» **JOB**
Search the entries below. Return every line that has "Tailwind" in it.

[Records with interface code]
━━━━━━
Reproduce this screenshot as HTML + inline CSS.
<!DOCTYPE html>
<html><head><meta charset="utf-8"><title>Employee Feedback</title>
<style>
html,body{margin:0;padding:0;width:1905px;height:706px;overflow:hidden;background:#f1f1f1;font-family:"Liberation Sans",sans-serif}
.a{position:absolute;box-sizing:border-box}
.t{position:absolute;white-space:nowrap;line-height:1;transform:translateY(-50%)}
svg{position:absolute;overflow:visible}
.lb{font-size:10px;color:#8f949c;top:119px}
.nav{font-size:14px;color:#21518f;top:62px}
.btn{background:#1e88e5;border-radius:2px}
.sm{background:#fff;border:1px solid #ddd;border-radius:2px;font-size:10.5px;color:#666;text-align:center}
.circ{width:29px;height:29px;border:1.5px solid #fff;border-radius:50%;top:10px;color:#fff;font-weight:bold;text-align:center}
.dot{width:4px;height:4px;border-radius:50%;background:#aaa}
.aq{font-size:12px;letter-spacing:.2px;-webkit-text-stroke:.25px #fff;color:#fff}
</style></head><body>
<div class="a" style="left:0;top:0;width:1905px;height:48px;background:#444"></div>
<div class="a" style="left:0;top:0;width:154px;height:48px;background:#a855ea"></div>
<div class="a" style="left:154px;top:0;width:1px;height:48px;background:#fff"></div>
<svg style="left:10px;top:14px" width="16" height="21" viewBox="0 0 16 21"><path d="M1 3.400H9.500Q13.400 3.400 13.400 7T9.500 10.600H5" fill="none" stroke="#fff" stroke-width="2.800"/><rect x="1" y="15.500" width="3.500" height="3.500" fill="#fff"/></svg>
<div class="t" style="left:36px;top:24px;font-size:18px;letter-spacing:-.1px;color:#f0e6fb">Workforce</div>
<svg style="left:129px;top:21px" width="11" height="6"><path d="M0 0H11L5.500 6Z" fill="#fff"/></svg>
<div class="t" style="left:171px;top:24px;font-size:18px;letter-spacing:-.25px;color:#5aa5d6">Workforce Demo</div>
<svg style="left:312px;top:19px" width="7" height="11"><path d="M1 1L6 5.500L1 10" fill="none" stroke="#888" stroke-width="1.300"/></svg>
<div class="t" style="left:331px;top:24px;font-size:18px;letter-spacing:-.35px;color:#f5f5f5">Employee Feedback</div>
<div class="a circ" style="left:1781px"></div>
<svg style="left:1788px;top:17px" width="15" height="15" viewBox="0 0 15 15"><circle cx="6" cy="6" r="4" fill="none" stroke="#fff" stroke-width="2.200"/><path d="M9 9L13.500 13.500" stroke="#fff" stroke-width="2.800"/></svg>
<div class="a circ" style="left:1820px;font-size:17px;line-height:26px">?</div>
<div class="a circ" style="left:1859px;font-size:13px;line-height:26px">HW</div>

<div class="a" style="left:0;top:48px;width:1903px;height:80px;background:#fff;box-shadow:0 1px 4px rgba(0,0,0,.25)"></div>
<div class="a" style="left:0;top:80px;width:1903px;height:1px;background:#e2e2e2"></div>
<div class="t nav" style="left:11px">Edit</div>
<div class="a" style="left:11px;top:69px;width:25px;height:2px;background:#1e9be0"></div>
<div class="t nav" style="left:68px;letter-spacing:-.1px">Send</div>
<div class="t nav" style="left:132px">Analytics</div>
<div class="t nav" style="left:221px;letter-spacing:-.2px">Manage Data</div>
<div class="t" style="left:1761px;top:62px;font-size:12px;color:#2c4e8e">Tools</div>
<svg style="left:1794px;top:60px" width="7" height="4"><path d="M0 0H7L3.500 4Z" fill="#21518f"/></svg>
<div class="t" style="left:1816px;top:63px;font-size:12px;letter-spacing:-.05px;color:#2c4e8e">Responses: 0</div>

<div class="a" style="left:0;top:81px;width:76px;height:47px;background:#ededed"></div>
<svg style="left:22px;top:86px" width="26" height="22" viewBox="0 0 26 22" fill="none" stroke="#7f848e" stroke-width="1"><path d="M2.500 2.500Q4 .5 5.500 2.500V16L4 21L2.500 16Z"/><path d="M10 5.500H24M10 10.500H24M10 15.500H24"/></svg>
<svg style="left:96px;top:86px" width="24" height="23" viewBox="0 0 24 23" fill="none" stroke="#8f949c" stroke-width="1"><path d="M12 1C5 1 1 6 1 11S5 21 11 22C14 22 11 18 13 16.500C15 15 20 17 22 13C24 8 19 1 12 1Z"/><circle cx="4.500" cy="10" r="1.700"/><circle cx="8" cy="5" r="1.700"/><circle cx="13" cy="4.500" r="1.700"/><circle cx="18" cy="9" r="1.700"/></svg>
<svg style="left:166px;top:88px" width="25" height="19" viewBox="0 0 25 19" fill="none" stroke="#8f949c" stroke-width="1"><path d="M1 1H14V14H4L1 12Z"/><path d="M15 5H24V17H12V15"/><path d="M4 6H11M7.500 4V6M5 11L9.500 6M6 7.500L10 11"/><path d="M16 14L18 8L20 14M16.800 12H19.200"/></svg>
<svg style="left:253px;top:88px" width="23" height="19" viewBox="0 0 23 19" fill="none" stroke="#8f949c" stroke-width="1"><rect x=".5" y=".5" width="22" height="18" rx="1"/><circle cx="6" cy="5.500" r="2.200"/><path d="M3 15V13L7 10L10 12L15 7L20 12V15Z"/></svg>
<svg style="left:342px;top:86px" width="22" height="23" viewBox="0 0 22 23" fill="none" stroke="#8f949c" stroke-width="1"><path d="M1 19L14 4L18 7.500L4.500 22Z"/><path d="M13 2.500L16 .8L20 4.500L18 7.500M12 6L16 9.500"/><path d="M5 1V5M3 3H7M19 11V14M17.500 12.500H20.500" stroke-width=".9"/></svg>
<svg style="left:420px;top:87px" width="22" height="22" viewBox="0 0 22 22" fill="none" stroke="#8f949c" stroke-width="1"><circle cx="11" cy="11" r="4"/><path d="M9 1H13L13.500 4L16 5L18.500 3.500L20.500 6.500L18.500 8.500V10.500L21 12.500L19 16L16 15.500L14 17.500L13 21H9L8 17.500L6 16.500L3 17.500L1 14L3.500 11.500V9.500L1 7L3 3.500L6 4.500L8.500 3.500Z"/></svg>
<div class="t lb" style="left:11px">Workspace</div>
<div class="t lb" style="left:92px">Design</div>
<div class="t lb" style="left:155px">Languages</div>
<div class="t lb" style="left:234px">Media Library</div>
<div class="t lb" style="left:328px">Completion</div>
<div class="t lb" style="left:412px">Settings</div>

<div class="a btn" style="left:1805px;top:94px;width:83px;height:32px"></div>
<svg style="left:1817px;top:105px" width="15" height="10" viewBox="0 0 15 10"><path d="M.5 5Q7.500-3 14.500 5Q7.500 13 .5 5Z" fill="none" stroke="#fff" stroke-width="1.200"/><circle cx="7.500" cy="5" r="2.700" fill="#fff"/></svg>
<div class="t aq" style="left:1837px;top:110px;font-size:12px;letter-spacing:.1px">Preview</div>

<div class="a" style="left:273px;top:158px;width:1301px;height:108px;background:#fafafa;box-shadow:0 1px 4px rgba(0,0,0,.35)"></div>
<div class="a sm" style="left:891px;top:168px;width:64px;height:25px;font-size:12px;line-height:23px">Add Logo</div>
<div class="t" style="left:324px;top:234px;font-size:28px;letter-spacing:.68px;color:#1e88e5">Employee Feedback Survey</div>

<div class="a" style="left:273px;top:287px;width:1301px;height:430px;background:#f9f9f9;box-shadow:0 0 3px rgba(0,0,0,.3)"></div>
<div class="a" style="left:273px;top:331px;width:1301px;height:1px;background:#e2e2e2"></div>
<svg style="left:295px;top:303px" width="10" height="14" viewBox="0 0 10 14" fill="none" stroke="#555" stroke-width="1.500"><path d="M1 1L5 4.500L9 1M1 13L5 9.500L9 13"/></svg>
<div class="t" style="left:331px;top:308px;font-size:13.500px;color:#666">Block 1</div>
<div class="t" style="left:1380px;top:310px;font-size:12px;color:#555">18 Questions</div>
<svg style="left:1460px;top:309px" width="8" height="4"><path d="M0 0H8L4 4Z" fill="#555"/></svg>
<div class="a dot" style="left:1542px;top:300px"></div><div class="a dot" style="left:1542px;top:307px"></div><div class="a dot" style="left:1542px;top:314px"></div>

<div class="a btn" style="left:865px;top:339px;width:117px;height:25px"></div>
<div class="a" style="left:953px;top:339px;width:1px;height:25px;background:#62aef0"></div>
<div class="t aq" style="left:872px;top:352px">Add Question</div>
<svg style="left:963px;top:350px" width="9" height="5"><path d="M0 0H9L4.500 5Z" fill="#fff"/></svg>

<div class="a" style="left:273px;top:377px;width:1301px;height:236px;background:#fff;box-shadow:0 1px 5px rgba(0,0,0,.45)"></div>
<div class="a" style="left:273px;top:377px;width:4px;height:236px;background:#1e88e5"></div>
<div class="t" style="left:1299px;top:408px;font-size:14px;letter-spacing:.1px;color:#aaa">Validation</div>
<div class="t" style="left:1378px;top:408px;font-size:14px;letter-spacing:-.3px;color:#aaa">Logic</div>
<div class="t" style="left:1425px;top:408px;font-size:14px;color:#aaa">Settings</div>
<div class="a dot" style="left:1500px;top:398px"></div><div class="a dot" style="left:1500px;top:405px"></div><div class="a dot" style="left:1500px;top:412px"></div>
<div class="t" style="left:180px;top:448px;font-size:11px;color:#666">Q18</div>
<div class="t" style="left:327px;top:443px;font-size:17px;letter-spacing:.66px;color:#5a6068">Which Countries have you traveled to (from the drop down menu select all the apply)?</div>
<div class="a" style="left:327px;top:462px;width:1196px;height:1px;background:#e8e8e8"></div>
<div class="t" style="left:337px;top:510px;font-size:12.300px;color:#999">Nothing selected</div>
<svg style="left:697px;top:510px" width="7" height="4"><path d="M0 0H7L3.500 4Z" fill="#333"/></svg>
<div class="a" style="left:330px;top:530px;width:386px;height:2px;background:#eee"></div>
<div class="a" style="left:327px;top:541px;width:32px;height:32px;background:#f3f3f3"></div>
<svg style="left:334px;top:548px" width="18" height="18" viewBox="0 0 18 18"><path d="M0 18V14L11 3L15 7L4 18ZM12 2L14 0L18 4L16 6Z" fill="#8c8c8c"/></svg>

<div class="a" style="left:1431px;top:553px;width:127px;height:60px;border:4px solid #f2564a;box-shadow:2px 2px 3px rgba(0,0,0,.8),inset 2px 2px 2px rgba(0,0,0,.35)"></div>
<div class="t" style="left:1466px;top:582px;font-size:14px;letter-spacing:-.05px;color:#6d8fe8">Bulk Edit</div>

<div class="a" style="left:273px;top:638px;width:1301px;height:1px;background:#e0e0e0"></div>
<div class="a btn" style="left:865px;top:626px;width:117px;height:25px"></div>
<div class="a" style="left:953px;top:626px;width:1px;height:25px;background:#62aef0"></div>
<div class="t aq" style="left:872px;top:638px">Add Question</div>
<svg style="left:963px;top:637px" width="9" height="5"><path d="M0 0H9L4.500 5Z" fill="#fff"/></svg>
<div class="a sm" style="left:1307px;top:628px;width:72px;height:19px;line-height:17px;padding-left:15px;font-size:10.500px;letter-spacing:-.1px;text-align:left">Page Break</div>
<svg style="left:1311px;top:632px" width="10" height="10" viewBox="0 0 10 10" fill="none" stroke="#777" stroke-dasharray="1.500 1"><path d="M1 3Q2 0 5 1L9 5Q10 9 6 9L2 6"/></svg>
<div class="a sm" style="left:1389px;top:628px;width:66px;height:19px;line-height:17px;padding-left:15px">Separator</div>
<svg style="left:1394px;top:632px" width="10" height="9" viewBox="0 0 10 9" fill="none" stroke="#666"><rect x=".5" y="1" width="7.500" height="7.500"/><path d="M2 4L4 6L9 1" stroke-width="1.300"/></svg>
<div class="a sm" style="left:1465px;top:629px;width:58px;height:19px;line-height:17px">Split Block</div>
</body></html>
━━━━━━
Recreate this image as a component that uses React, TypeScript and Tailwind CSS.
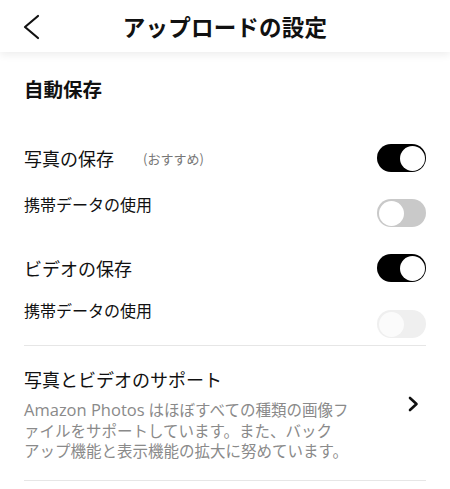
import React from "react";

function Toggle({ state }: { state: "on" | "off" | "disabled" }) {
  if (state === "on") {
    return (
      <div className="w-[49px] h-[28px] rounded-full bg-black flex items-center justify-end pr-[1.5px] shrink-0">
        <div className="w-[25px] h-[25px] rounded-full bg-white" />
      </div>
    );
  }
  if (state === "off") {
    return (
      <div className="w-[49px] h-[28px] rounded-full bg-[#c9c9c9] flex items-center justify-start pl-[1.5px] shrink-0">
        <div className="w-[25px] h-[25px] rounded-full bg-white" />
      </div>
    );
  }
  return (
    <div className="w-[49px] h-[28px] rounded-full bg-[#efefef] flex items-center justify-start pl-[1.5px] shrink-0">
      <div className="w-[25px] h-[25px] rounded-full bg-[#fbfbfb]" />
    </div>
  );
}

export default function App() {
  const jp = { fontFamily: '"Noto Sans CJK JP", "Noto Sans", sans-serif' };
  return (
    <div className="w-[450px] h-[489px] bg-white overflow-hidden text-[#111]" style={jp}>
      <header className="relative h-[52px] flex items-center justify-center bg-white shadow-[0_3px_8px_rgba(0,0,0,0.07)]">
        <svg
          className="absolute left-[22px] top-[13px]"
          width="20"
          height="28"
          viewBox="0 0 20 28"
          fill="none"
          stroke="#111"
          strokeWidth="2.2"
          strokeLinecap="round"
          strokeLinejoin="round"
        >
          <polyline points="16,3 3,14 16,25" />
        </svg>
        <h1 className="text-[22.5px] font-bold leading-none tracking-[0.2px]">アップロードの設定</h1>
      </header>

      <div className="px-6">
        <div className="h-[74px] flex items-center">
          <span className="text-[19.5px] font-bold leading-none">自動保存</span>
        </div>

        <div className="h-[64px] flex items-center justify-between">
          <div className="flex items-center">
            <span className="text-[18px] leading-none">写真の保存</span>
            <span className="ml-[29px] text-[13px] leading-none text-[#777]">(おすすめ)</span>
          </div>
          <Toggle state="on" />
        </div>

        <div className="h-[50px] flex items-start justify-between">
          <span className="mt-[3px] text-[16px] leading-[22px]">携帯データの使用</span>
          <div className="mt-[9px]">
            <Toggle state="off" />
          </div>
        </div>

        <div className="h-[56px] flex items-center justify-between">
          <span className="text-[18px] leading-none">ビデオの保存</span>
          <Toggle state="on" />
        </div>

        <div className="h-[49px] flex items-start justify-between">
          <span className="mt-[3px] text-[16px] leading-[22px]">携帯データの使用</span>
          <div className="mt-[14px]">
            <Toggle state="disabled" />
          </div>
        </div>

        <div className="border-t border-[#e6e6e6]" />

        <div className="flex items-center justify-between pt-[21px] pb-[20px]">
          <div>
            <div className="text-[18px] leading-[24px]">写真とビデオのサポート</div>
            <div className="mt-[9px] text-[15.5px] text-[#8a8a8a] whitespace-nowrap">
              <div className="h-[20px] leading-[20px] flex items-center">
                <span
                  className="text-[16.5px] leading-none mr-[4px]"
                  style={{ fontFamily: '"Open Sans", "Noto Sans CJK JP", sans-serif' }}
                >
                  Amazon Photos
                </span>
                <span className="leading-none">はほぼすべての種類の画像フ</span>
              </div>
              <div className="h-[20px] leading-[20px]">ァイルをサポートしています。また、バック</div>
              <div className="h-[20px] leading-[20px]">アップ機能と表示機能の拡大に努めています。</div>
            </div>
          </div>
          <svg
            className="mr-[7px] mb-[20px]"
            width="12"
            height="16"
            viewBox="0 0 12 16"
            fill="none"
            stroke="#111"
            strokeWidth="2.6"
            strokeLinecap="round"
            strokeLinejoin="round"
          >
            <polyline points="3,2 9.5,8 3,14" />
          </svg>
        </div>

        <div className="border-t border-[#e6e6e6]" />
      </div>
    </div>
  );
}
━━━━━━
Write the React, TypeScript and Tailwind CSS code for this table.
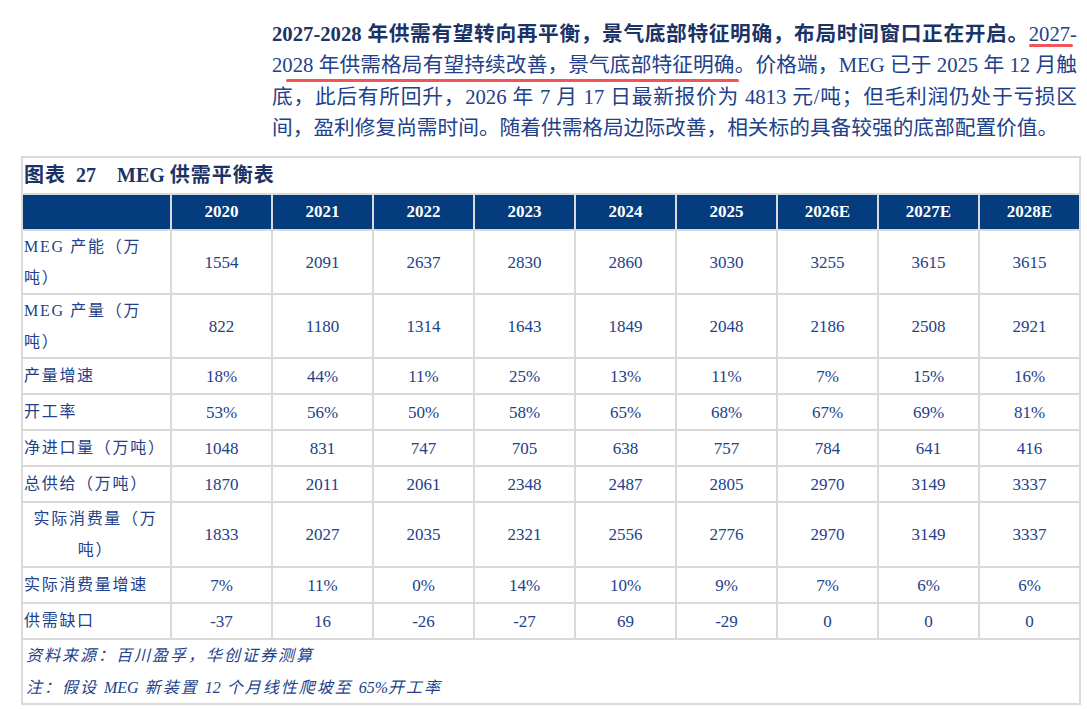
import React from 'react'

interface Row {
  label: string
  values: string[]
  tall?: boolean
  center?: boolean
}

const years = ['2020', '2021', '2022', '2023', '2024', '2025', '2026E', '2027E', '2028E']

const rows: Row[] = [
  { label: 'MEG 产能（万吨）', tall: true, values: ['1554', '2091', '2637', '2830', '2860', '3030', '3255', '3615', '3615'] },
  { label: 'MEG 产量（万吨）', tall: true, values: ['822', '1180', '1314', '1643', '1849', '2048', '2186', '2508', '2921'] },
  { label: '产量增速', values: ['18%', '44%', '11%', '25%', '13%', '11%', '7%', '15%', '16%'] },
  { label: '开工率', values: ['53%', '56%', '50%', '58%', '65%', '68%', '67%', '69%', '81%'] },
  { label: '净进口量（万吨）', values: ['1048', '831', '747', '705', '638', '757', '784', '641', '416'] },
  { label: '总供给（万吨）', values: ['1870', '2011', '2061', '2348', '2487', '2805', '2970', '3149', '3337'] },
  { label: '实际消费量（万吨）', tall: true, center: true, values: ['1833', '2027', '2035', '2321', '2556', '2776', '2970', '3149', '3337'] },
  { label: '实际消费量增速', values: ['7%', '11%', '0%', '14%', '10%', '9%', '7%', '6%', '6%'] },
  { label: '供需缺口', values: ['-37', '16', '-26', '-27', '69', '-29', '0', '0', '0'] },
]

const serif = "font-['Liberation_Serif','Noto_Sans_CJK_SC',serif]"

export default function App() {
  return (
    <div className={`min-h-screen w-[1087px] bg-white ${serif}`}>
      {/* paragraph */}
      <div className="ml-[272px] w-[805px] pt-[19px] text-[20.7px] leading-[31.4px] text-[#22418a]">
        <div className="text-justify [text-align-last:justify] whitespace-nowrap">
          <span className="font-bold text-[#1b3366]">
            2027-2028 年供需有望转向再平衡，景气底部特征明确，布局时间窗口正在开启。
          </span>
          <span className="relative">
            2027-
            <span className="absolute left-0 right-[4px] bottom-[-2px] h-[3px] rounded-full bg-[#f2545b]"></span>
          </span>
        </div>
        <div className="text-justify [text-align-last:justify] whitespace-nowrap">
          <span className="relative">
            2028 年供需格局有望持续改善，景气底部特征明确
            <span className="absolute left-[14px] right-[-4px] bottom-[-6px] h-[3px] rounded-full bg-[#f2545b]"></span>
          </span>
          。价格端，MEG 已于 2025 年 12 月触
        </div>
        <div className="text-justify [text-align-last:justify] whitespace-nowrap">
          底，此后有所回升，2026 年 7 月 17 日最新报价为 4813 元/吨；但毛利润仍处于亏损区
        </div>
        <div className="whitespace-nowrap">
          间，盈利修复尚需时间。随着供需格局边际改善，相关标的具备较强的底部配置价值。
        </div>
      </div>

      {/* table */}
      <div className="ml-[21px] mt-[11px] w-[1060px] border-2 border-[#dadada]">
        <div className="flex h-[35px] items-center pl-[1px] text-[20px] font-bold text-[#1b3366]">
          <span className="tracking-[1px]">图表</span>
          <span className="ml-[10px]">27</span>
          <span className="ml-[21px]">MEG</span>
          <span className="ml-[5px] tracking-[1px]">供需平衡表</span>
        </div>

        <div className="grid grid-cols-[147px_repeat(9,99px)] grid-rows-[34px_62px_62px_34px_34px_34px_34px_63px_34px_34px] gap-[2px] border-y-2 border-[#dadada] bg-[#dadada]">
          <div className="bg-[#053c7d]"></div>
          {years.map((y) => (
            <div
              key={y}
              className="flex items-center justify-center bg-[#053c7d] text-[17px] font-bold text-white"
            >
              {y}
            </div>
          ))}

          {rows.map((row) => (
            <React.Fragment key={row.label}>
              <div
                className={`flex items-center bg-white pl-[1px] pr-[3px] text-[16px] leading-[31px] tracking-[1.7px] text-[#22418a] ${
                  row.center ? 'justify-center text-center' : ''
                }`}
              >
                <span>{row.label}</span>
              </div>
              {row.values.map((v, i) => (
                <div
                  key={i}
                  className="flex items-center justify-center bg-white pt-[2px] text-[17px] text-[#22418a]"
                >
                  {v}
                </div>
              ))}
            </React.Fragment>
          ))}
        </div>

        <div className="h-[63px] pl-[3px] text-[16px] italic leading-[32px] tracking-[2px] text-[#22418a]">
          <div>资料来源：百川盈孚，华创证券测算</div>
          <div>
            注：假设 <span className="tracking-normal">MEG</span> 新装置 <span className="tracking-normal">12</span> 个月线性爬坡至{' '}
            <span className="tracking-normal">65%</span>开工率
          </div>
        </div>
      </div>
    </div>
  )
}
━━━━━━
» **WRITTEN RESPONSE**
Recreate this image as a component that uses React, TypeScript and Tailwind CSS.
Write the React, TypeScript and Tailwind CSS code for this table.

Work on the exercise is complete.